### Dataset section
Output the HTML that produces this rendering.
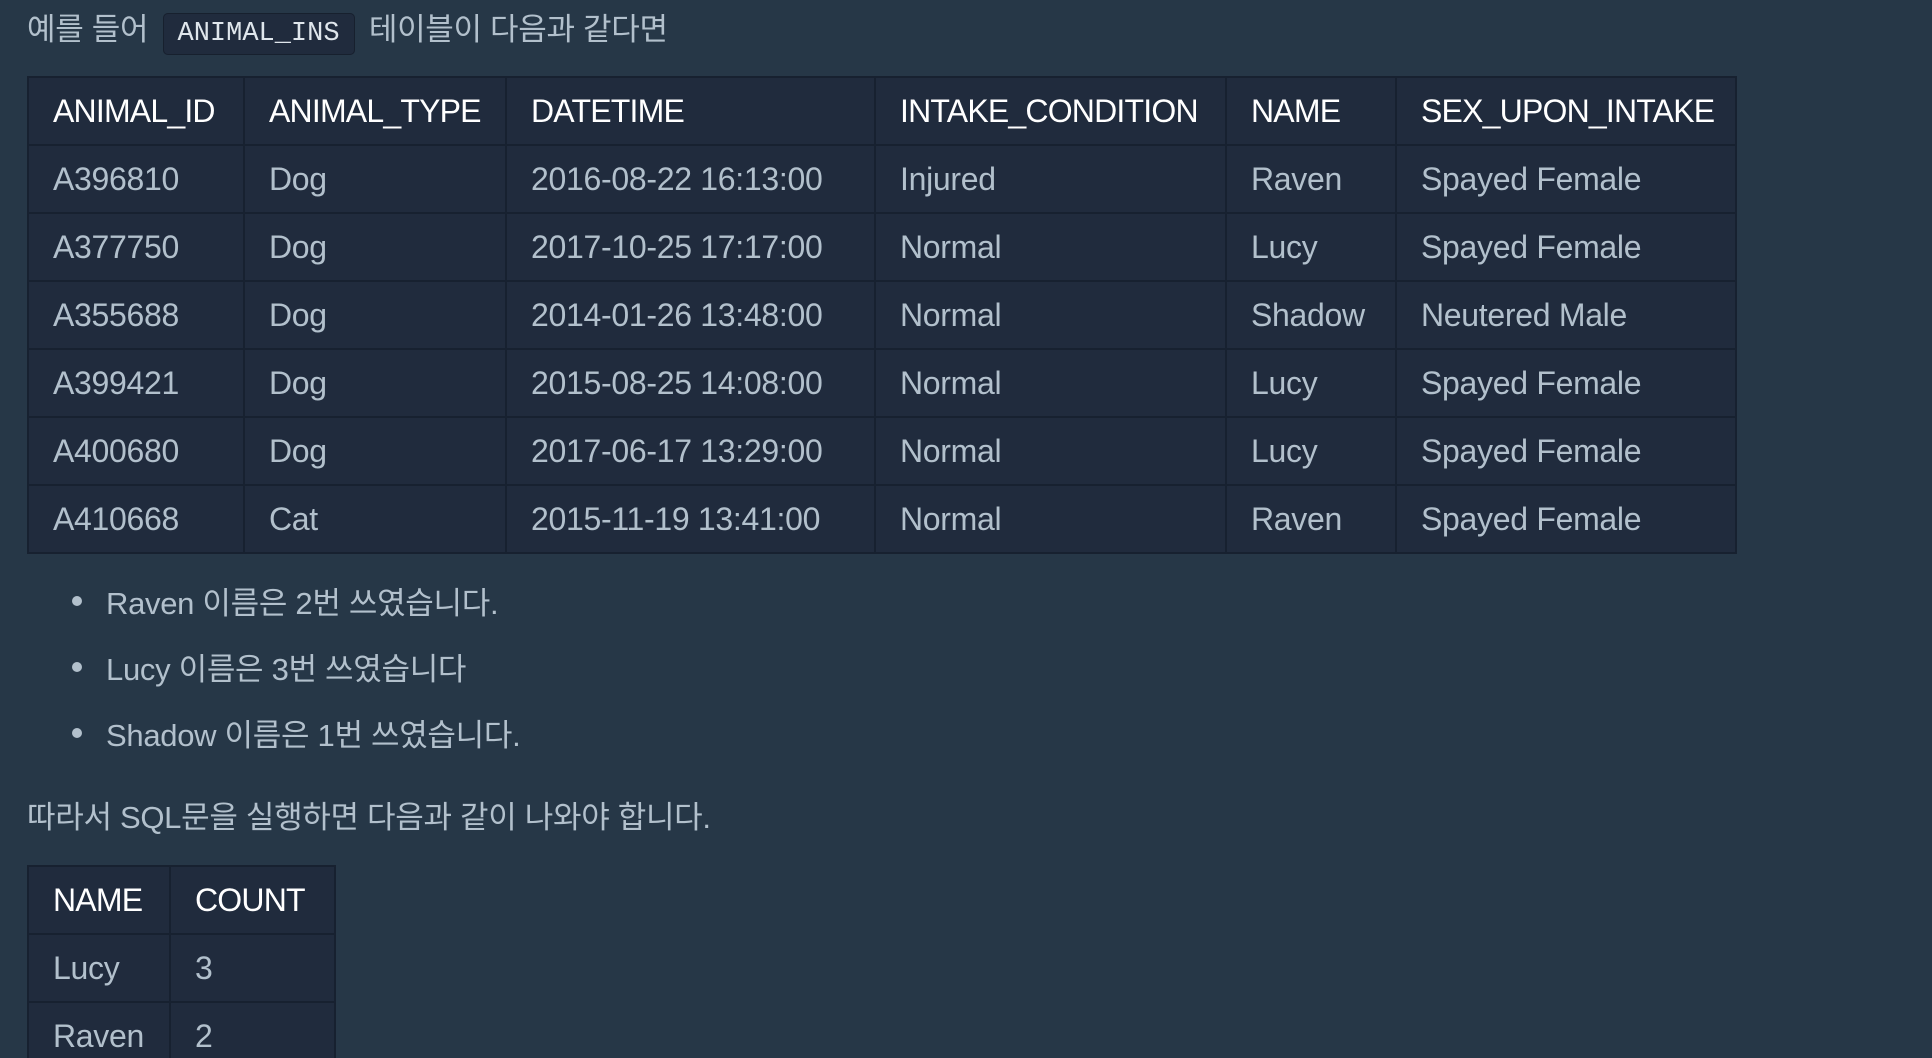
<!DOCTYPE html>
<html><head><meta charset="utf-8"><style>
html,body{margin:0;padding:0;background:#263747;width:1932px;height:1058px;overflow:hidden}
body{font-family:"Liberation Sans","Noto Sans CJK KR",sans-serif;color:#b2c0cc;font-size:31px;position:relative}
.p{position:absolute;left:27px;white-space:nowrap;letter-spacing:-0.3px}
code{font-family:"Liberation Mono",monospace;font-size:27px;background:#202b3d;border:1px solid #17202e;border-radius:5px;padding:5px 14px;color:#dfe6ec;letter-spacing:0;margin:0 6px}
table{position:absolute;left:27px;border-collapse:collapse;background:#202b3d;table-layout:fixed}
td,th{border:2px solid #172130;height:66px;padding:0 0 0 24px;text-align:left;font-weight:normal;white-space:nowrap;letter-spacing:-0.3px;font-size:32px}
th{color:#fff;letter-spacing:-0.8px}
ul{position:absolute;left:0;top:0;margin:0;padding:0;list-style:none}
li{position:absolute;left:106px;white-space:nowrap;letter-spacing:-0.3px}
li:before{content:"";position:absolute;left-34px;left:-34px;top:18px;width:10px;height:10px;border-radius:50%;background:#b2c0cc}
</style></head><body>
<div class="p" style="top:4px">예를 들어 <code>ANIMAL_INS</code> 테이블이 다음과 같다면</div>
<table style="top:76px;width:1708px">
<colgroup><col style="width:216px"><col style="width:262px"><col style="width:369px"><col style="width:351px"><col style="width:170px"><col style="width:340px"></colgroup>
<tr><th>ANIMAL_ID</th><th>ANIMAL_TYPE</th><th>DATETIME</th><th>INTAKE_CONDITION</th><th>NAME</th><th>SEX_UPON_INTAKE</th></tr>
<tr><td>A396810</td><td>Dog</td><td>2016-08-22 16:13:00</td><td>Injured</td><td>Raven</td><td>Spayed Female</td></tr>
<tr><td>A377750</td><td>Dog</td><td>2017-10-25 17:17:00</td><td>Normal</td><td>Lucy</td><td>Spayed Female</td></tr>
<tr><td>A355688</td><td>Dog</td><td>2014-01-26 13:48:00</td><td>Normal</td><td>Shadow</td><td>Neutered Male</td></tr>
<tr><td>A399421</td><td>Dog</td><td>2015-08-25 14:08:00</td><td>Normal</td><td>Lucy</td><td>Spayed Female</td></tr>
<tr><td>A400680</td><td>Dog</td><td>2017-06-17 13:29:00</td><td>Normal</td><td>Lucy</td><td>Spayed Female</td></tr>
<tr><td>A410668</td><td>Cat</td><td>2015-11-19 13:41:00</td><td>Normal</td><td>Raven</td><td>Spayed Female</td></tr>
</table>
<ul>
<li style="top:578px">Raven 이름은 2번 쓰였습니다.</li>
<li style="top:644px">Lucy 이름은 3번 쓰였습니다</li>
<li style="top:710px">Shadow 이름은 1번 쓰였습니다.</li>
</ul>
<div class="p" style="top:792px">따라서 SQL문을 실행하면 다음과 같이 나와야 합니다.</div>
<table style="top:865px;width:307px">
<colgroup><col style="width:142px"><col style="width:165px"></colgroup>
<tr><th>NAME</th><th>COUNT</th></tr>
<tr><td>Lucy</td><td>3</td></tr>
<tr><td>Raven</td><td>2</td></tr>
</table>
</body></html>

### Objective
Omit the pictures and reproduce the listing exactly.

### Exercise output
Output the HTML that produces this rendering.
<!DOCTYPE html>
<html><head><meta charset="utf-8"><style>
html,body{margin:0;padding:0;background:#263747;width:1932px;height:1058px;overflow:hidden}
body{font-family:"Liberation Sans","Noto Sans CJK KR",sans-serif;color:#b2c0cc;font-size:31px;position:relative}
.p{position:absolute;left:27px;white-space:nowrap;letter-spacing:-0.3px}
code{font-family:"Liberation Mono",monospace;font-size:27px;background:#202b3d;border:1px solid #17202e;border-radius:5px;padding:5px 14px;color:#dfe6ec;letter-spacing:0;margin:0 6px}
table{position:absolute;left:27px;border-collapse:collapse;background:#202b3d;table-layout:fixed}
td,th{border:2px solid #172130;height:66px;padding:0 0 0 24px;text-align:left;font-weight:normal;white-space:nowrap;letter-spacing:-0.3px;font-size:32px}
th{color:#fff;letter-spacing:-0.8px}
ul{position:absolute;left:0;top:0;margin:0;padding:0;list-style:none}
li{position:absolute;left:106px;white-space:nowrap;letter-spacing:-0.3px}
li:before{content:"";position:absolute;left-34px;left:-34px;top:18px;width:10px;height:10px;border-radius:50%;background:#b2c0cc}
</style></head><body>
<div class="p" style="top:4px">예를 들어 <code>ANIMAL_INS</code> 테이블이 다음과 같다면</div>
<table style="top:76px;width:1708px">
<colgroup><col style="width:216px"><col style="width:262px"><col style="width:369px"><col style="width:351px"><col style="width:170px"><col style="width:340px"></colgroup>
<tr><th>ANIMAL_ID</th><th>ANIMAL_TYPE</th><th>DATETIME</th><th>INTAKE_CONDITION</th><th>NAME</th><th>SEX_UPON_INTAKE</th></tr>
<tr><td>A396810</td><td>Dog</td><td>2016-08-22 16:13:00</td><td>Injured</td><td>Raven</td><td>Spayed Female</td></tr>
<tr><td>A377750</td><td>Dog</td><td>2017-10-25 17:17:00</td><td>Normal</td><td>Lucy</td><td>Spayed Female</td></tr>
<tr><td>A355688</td><td>Dog</td><td>2014-01-26 13:48:00</td><td>Normal</td><td>Shadow</td><td>Neutered Male</td></tr>
<tr><td>A399421</td><td>Dog</td><td>2015-08-25 14:08:00</td><td>Normal</td><td>Lucy</td><td>Spayed Female</td></tr>
<tr><td>A400680</td><td>Dog</td><td>2017-06-17 13:29:00</td><td>Normal</td><td>Lucy</td><td>Spayed Female</td></tr>
<tr><td>A410668</td><td>Cat</td><td>2015-11-19 13:41:00</td><td>Normal</td><td>Raven</td><td>Spayed Female</td></tr>
</table>
<ul>
<li style="top:578px">Raven 이름은 2번 쓰였습니다.</li>
<li style="top:644px">Lucy 이름은 3번 쓰였습니다</li>
<li style="top:710px">Shadow 이름은 1번 쓰였습니다.</li>
</ul>
<div class="p" style="top:792px">따라서 SQL문을 실행하면 다음과 같이 나와야 합니다.</div>
<table style="top:865px;width:307px">
<colgroup><col style="width:142px"><col style="width:165px"></colgroup>
<tr><th>NAME</th><th>COUNT</th></tr>
<tr><td>Lucy</td><td>3</td></tr>
<tr><td>Raven</td><td>2</td></tr>
</table>
</body></html>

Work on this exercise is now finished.